The problem is just, you have a space bound to a sprite where it is easy to define the circle equation or an ellipse one. You do that because, it would very tricky to define the same thing in world space and would change for every sprite transformation.
Then all your points are in world space after modeling transformations, so you just need to move them from this last space to the sprite space.
You can do it just knowing the sprite space vectors in world space and this is done in a precomputational step when you compute normal and a tangent on each normal in object space.

milankoko
08-02-2008, 12:48 AM
I chose point sprites because I am dealing with very large datasets a need every byte of memory I can get from the GPU.

Yes, still no spheres, only discs. My mistake, sorry.

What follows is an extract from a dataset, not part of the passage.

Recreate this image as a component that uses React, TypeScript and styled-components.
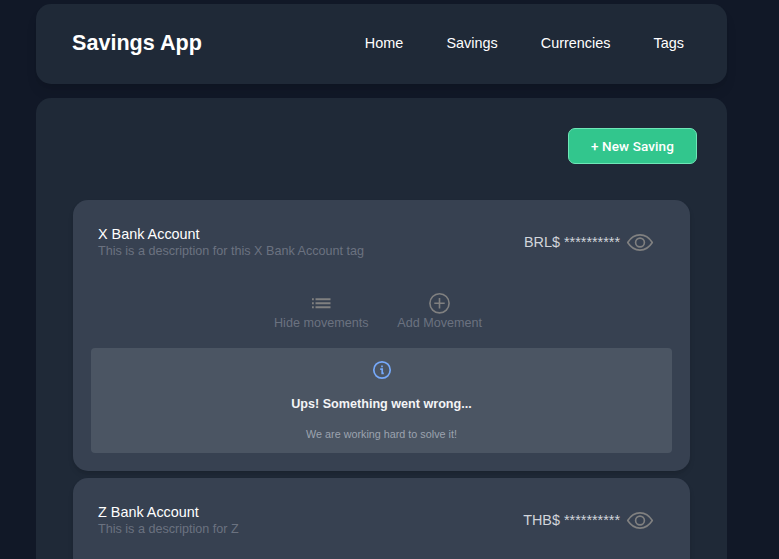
import React from "react";
import styled, { createGlobalStyle } from "styled-components";

const GlobalStyle = createGlobalStyle`
  *, *::before, *::after { box-sizing: border-box; }
  html { font-size: 14.4px; }
  body {
    margin: 0;
    background: #111827;
    color: #fff;
    font-family: "Liberation Sans", Arial, sans-serif;
    overflow: hidden;
  }
  h1, h2, p { margin: 0; }
`;

const Page = styled.div`
  display: flex;
  flex-direction: column;
  gap: 14px;
  width: 691px;
  height: 559px;
  margin-left: 36px;
  padding-top: 4px;
`;

const Header = styled.header`
  display: flex;
  flex: none;
  align-items: center;
  justify-content: space-between;
  height: 80px;
  padding: 0 43px 2px 36px;
  border-radius: 15px;
  background: #1f2937;
  box-shadow: 0 9px 14px -3px rgba(0, 0, 0, 0.1), 0 4px 6px -4px rgba(0, 0, 0, 0.1);
`;

const Brand = styled.h1`
  font-size: 1.5rem;
  line-height: 30px;
  font-weight: 700;
`;

const Nav = styled.nav`
  display: flex;
  gap: 43.2px;
`;

const NavLink = styled.a`
  font-size: 1rem;
  line-height: 22px;
  color: #fff;
`;

const Main = styled.main`
  display: flex;
  flex: 1;
  flex-direction: column;
  padding: 30px 30px 0 37px;
  border-radius: 15px 15px 0 0;
  background: #1f2937;
`;

const NewButton = styled.button`
  flex: none;
  align-self: flex-end;
  width: 129px;
  height: 36px;
  padding: 0 0 1px;
  border: 1px solid #6ee7b7;
  border-radius: 7px;
  background: #32c68d;
  color: #fff;
  font-family: Roboto, "Liberation Sans", sans-serif;
  font-size: 13.5px;
  font-weight: 500;
  letter-spacing: 0.1px;
`;

const List = styled.section`
  display: flex;
  flex: 1;
  flex-direction: column;
  gap: 7px;
  width: 617px;
  margin-top: 36px;
`;

const Card = styled.article<{ $open?: boolean }>`
  flex: ${(p) => (p.$open ? "none" : "1")};
  height: ${(p) => (p.$open ? "271px" : "auto")};
  padding: 25px 18px 0;
  border-radius: ${(p) => (p.$open ? "15px" : "15px 15px 0 0")};
  background: #374151;
  box-shadow: 0 4px 6px -1px rgba(0, 0, 0, 0.1), 0 2px 4px -2px rgba(0, 0, 0, 0.1);
`;

const Summary = styled.div`
  display: flex;
  justify-content: space-between;
  align-items: center;
  height: 34px;
  padding: 0 18px 0 7px;
`;

const Name = styled.h2`
  font-size: 1rem;
  line-height: 17px;
  font-weight: 400;
`;

const Description = styled.p`
  font-size: 0.875rem;
  line-height: 16px;
  color: #6b7280;
`;

const Balance = styled.div`
  display: flex;
  align-items: center;
  gap: 6px;
  font-size: 1rem;
  color: #d1d5db;
`;

const Actions = styled.div`
  display: flex;
  justify-content: center;
  gap: 28.8px;
  margin-top: 33px;
  padding-right: 7px;
`;

const Action = styled.div`
  display: flex;
  flex-direction: column;
  align-items: center;
  font-size: 0.875rem;
  line-height: 18px;
  color: #6b7280;
`;

const Notice = styled.div`
  display: flex;
  flex-direction: column;
  align-items: center;
  height: 105px;
  margin-top: 16px;
  padding-top: 11px;
  border-radius: 4px;
  background: #4b5563;
`;

const NoticeTitle = styled.p`
  margin-top: 14px;
  font-size: 0.875rem;
  line-height: 18px;
  font-weight: 700;
  color: #f3f4f6;
`;

const NoticeText = styled.p`
  margin-top: 14px;
  font-size: 0.75rem;
  line-height: 14px;
  color: #9ca3af;
`;

const Icon = styled.svg`
  display: block;
  flex: none;
  fill: none;
  stroke: #808080;
`;

const EyeIcon = () => (
  <Icon width="28" height="20" viewBox="0 0 28 20" strokeWidth="1.6">
    <path
      d="M1.700 10.500C4.800 5.600 9 2.900 14 2.900s9.200 2.700 12.300 7.600c-3.100 4.900-7.300 7.600-12.300 7.600S4.800 15.400 1.700 10.500Z"
      strokeLinejoin="round"
    />
    <circle cx="14" cy="10.500" r="4.400" />
  </Icon>
);

const ListIcon = () => (
  <Icon width="22" height="22" viewBox="0 0 22 22" strokeWidth="2">
    <path d="M2 7.300h1.800M2 11.300h1.800M2 15.300h1.800M5.500 7.300h15M5.500 11.300h15M5.500 15.300h15" />
  </Icon>
);

const AddIcon = () => (
  <Icon width="22" height="22" viewBox="0 0 22 22" strokeWidth="1.600">
    <circle cx="10.500" cy="11.300" r="9.600" />
    <path d="M10.500 6.100v10.400M5.300 11.300h10.400" />
  </Icon>
);

const BlueIcon = styled(Icon)`
  stroke: #76a9fa;
`;

const InfoIcon = () => (
  <BlueIcon width="22" height="22" viewBox="0 0 22 22" strokeWidth="1.700">
    <circle cx="11" cy="11" r="8.200" />
    <path d="M11 6.400v1.800M9.200 10.200h2v4.600M10.400 14.400h2.400" />
  </BlueIcon>
);

interface AccountProps {
  name: string;
  description: string;
  currency: string;
  open?: boolean;
}

const Account = ({ name, description, currency, open }: AccountProps) => (
  <Card $open={open}>
    <Summary>
      <div>
        <Name>{name}</Name>
        <Description>{description}</Description>
      </div>
      <Balance>
        <span>{currency}$ **********</span>
        <EyeIcon />
      </Balance>
    </Summary>
    {open && (
      <>
        <Actions>
          <Action>
            <ListIcon />
            Hide movements
          </Action>
          <Action>
            <AddIcon />
            Add Movement
          </Action>
        </Actions>
        <Notice>
          <InfoIcon />
          <NoticeTitle>Ups! Something went wrong...</NoticeTitle>
          <NoticeText>We are working hard to solve it!</NoticeText>
        </Notice>
      </>
    )}
  </Card>
);

export default function App() {
  return (
    <>
      <GlobalStyle />
      <Page>
        <Header>
          <Brand>Savings App</Brand>
          <Nav>
            {["Home", "Savings", "Currencies", "Tags"].map((item) => (
              <NavLink key={item}>{item}</NavLink>
            ))}
          </Nav>
        </Header>
        <Main>
          <NewButton>+ New Saving</NewButton>
          <List>
            <Account
              open
              name="X Bank Account"
              description="This is a description for this X Bank Account tag"
              currency="BRL"
            />
            <Account name="Z Bank Account" description="This is a description for Z" currency="THB" />
          </List>
        </Main>
      </Page>
    </>
  );
}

How do I calculate tangent and bitangent? What exactly do they tell me?

Now I had another idea. First I could calculate each fragments point in world space coordinates calculate distance to the plane of the disc, defined by a normal vector. if distance is less than some delta, then i could check if fragment should be displayed by calculating distance to center of point sprite: less than 1 its in, otherwise not. sound feasible?

dletozeun
08-02-2008, 11:57 AM
I don't know, I even don't know what point sprites are used for.

If tangent, binormal orientation on the tangent plane doesn't matter:

To find an arbitrary tangent, you can compute the cross product between the normal and the y axis for example and you will be sure that the resulting vector is orthogonal to the normal.

But you need to check if the normal is not parallel to y, otherwise, cross product is undefined. You can check it with various ways:

for example, test if x and z normal components are zero.

if the normal is parallel to y then, you do the same thing with the x axis and if it still fails, with the z axis. If it fails three time, you normal is the nil vector and you have a problem.

And DON'T forget to do all this job in a precomputational step, in object space especially if you have large data sets. Thus tangent and normal are independant of the point sprites orientation and you will then transform them with the modelview matrix.